Recently retired Illinois senator Peter Fitzgerald, who is no relation to the prosecutor, told the Washington Post earlier this year about the process by which he came to recommend Fitzgerald to the White House for appointment as the U.S. Attorney in Chicago:
“I called [FBI director] Louis Freeh and said ‘who’s the best U.S. attorney you know of in the country?’ He said, ‘Patrick Fitzgerald in the Southern District of New York.'”
When the then-senator called the head of the bureau’s New York office, Mary Jo White, he received the same answer.
Not everyone is quite so impressed however. A lawyer who represented one of the defendants in a trial over the 1998 bombings of the U.S. embassies in Kenya and Tanzania, criticized Fitzgerald’s purportedly black-and-white worldview to Time magazine:
“He’s a bit of a moralist, an up-by-his-bootstraps Catholic boy with a strong sense of right and wrong,” David Baugh said. “He’s like a Bing Crosby movie. He needs to get out more.”
In the controversy surrounding the jailing of the New York Times’ Judith Miller, Fitzgerald also found himself regularly in the crosshairs of the Times’ editorialists and columnists.
In September 2004, an op-ed column by William Safire excoriated Fitzgerald for “his campaign to undermine the tradition of protecting the confidentiality of a journalist’s sources” and for “harassing the Times’s intrepid Judith Miller.”

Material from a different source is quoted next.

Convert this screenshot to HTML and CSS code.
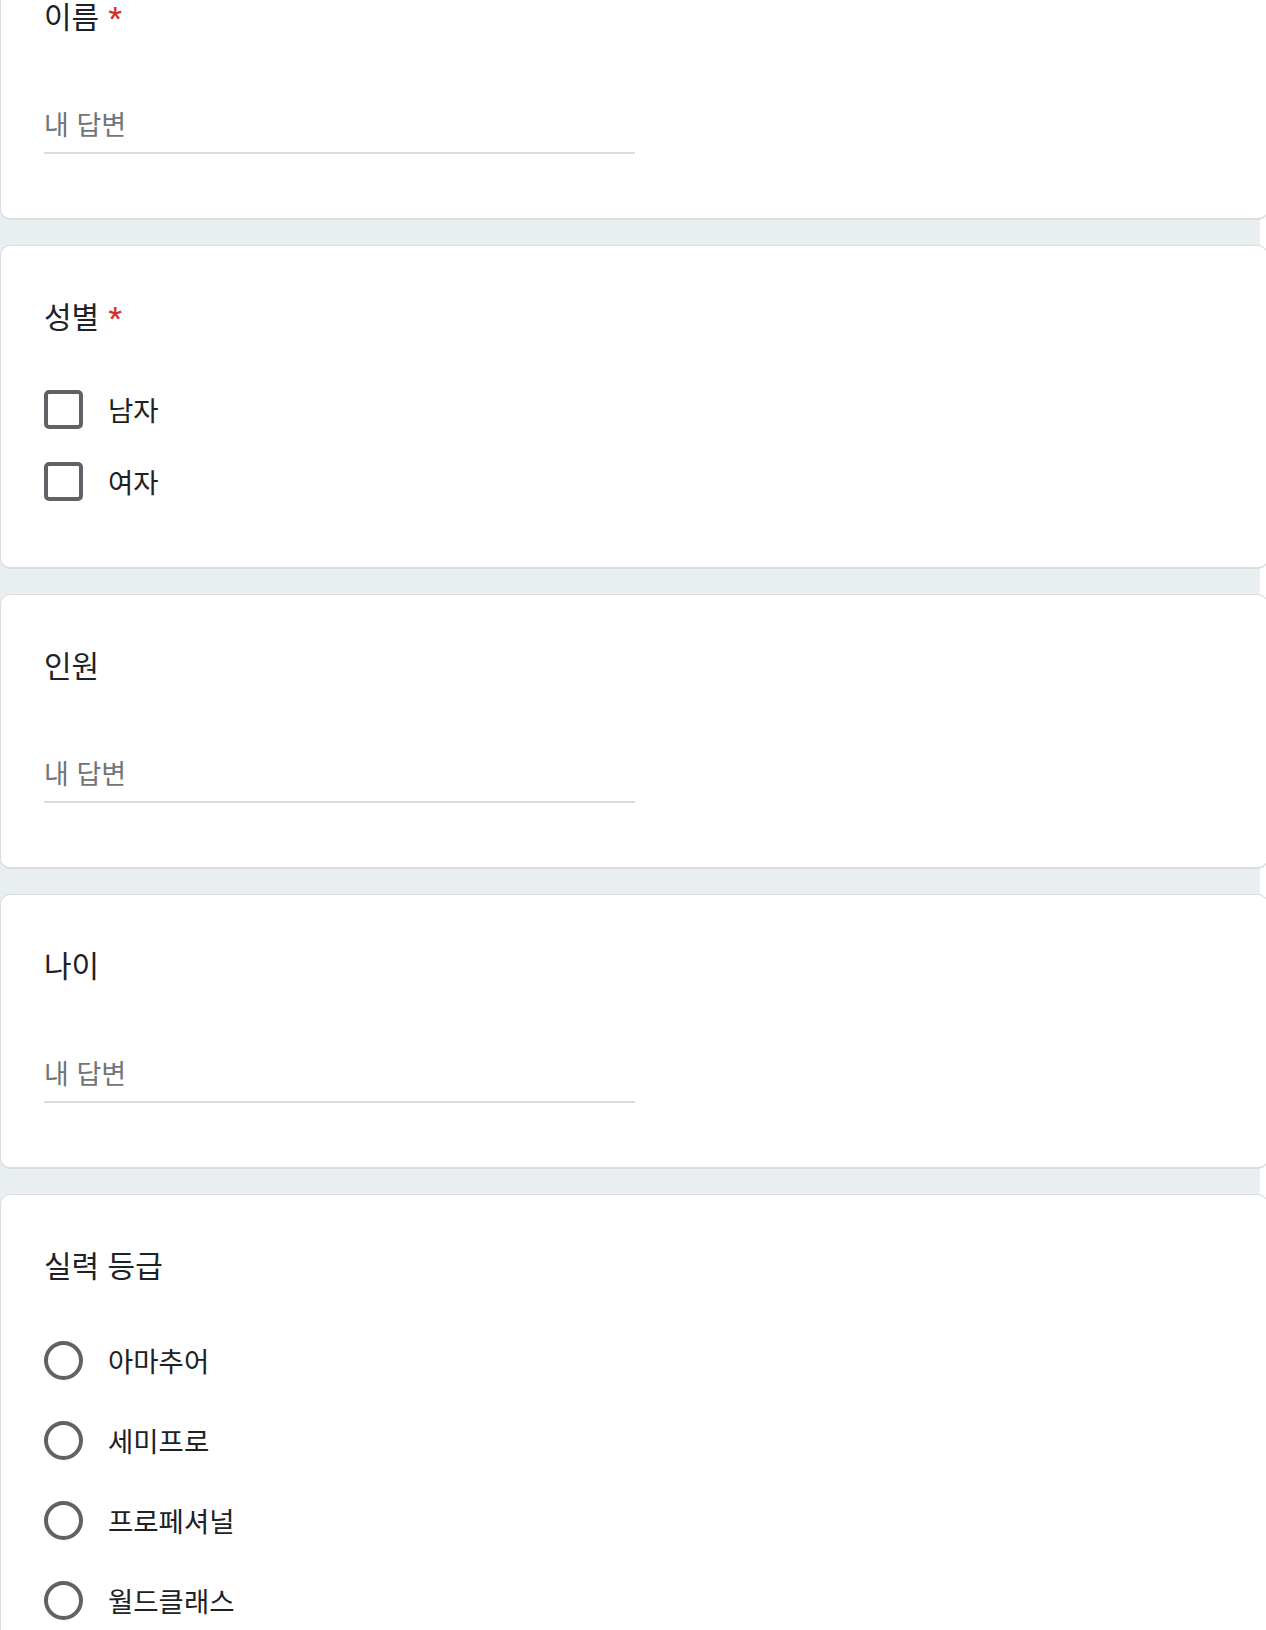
FILE: index.html
```html
<!DOCTYPE html>
<html lang="ko">
<head>
<meta charset="utf-8">
<title>Form</title>
<link rel="stylesheet" href="styles.css">
</head>
<body>
<div class="page">
  <section class="card">
    <div class="q-title">이름 <span class="req">*</span></div>
    <div class="answer"><span class="placeholder">내 답변</span></div>
  </section>

  <section class="card">
    <div class="q-title">성별 <span class="req">*</span></div>
    <div class="options checks">
      <label class="opt"><span class="box"></span><span class="opt-text">남자</span></label>
      <label class="opt"><span class="box"></span><span class="opt-text">여자</span></label>
    </div>
  </section>

  <section class="card">
    <div class="q-title">인원</div>
    <div class="answer"><span class="placeholder">내 답변</span></div>
  </section>

  <section class="card">
    <div class="q-title">나이</div>
    <div class="answer"><span class="placeholder">내 답변</span></div>
  </section>

  <section class="card">
    <div class="q-title">실력 등급</div>
    <div class="options radios">
      <label class="opt"><span class="circle"></span><span class="opt-text">아마추어</span></label>
      <label class="opt"><span class="circle"></span><span class="opt-text">세미프로</span></label>
      <label class="opt"><span class="circle"></span><span class="opt-text">프로페셔널</span></label>
      <label class="opt"><span class="circle"></span><span class="opt-text">월드클래스</span></label>
    </div>
  </section>
</div>
</body>
</html>
```

FILE: styles.css
```css
html, body {
  margin: 0;
  padding: 0;
  background: #ffffff;
  overflow: hidden;
}

body {
  font-family: "Noto Sans CJK KR", "Noto Sans", sans-serif;
  color: #202124;
}

.page {
  width: 1260px;
  margin-top: -55px;
  background: #e9eef1;
  display: flex;
  flex-direction: column;
  gap: 25px;
}

.card {
  background: #ffffff;
  border: 1px solid #dadce0;
  border-bottom-width: 2px;
  border-radius: 10px;
  padding: 49px 43px 0 43px;
  margin-right: -8px;
}

.q-title {
  font-size: 30px;
  line-height: 40px;
  height: 40px;
  white-space: nowrap;
}

.req {
  color: #d93025;
  font-family: Roboto, "Liberation Sans", sans-serif;
  font-weight: 500;
  font-size: 30px;
  margin-left: 1px;
}

.answer {
  margin-top: 72px;
  width: 591px;
  border-bottom: 2px solid #dadce0;
  padding-bottom: 11px;
  margin-bottom: 64px;
}

.placeholder {
  font-size: 27px;
  line-height: 34px;
  display: block;
  color: #70757a;
}

.options {
  display: flex;
  flex-direction: column;
}

.checks {
  gap: 33px;
  margin-top: 55px;
  margin-bottom: 66px;
}

.radios {
  gap: 41px;
  margin-top: 57px;
  margin-bottom: 65px;
}

.opt {
  display: flex;
  align-items: center;
  gap: 25px;
  font-size: 27.5px;
  line-height: 39px;
  white-space: nowrap;
}

.box {
  width: 39px;
  height: 39px;
  box-sizing: border-box;
  border: 4px solid #5f6368;
  border-radius: 5px;
  flex: none;
}

.circle {
  width: 39px;
  height: 39px;
  box-sizing: border-box;
  border: 4px solid #5f6368;
  border-radius: 50%;
  flex: none;
}
```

While it is true that Fitzgerald’s quest to get testimony from Miller and other journalists including Time’s Matthew Cooper and NBC News’ Tim Russert did not win him many friends in the Fourth Estate, he can now argue with some persuasiveness that their testimony played a crucial role in bringing his investigation to a point where charges could be leveled against Libby.
Fitzgerald’s rise to the top of the legal world has been rapid, but not easy. His father worked as a doorman on Manhattan’s Upper East Side, apparently never taking a day off.
His son’s intelligence was obvious from an early age — he won a scholarship to the Jesuit-run Regis High School. Fitzgerald also worked as a doorman during his summer vacations from Amherst College.
“I’m very indebted to my parents,” he told the Washington Post in February. “They were very hardworking, straight, decent people. The values we grew up with were straight-ahead. We didn’t grow up in a household where people were anything but direct. I’m hoping that if you’re a straight-shooter in the world, that’s not that remarkable.”
His work ethic was conspicuous even at Amherst and, later, at Harvard Law School, where he also showed the passion for rugby that continued through much of his twenties. His fondness for the sport, and his sociability — despite his workaholic lifestyle, he is reputed to enjoy the occasional drinking night out, and to have a keen sense of humor — ensure that he avoids slipping into nerdishness.
Fitzgerald’s friends, however, seem to have an abundance of stories that illuminate his bachelor ways. While living in New York, he apparently stored papers on top of his cooker, safe in the knowledge that he never used it. Elsewhere, his rare attempts at domesticity seemed to end badly — one tale has him cooking two pans of lasagna, only to forget about them, and discover them still in the oven months later.
Such stories give Fitzgerald a kind of crumpled charm. But the battle in which he is involved is deadly serious. No one can know how the affair will end. But one thing is certain: Fitzgerald will leave no stone unturned in the pursuit of what he sees as justice.
“I think what we see here today, when a vice president’s chief of staff is charged with perjury and obstruction of justice, it does show the world that this is a country that takes its law seriously; that all citizens are bound by the law,” he said, announcing the Libby indictment.
“But what we need to also show the world is that we can also apply the same safeguards to all our citizens, including high officials. Much as they must be bound by the law, they must follow the same rules.”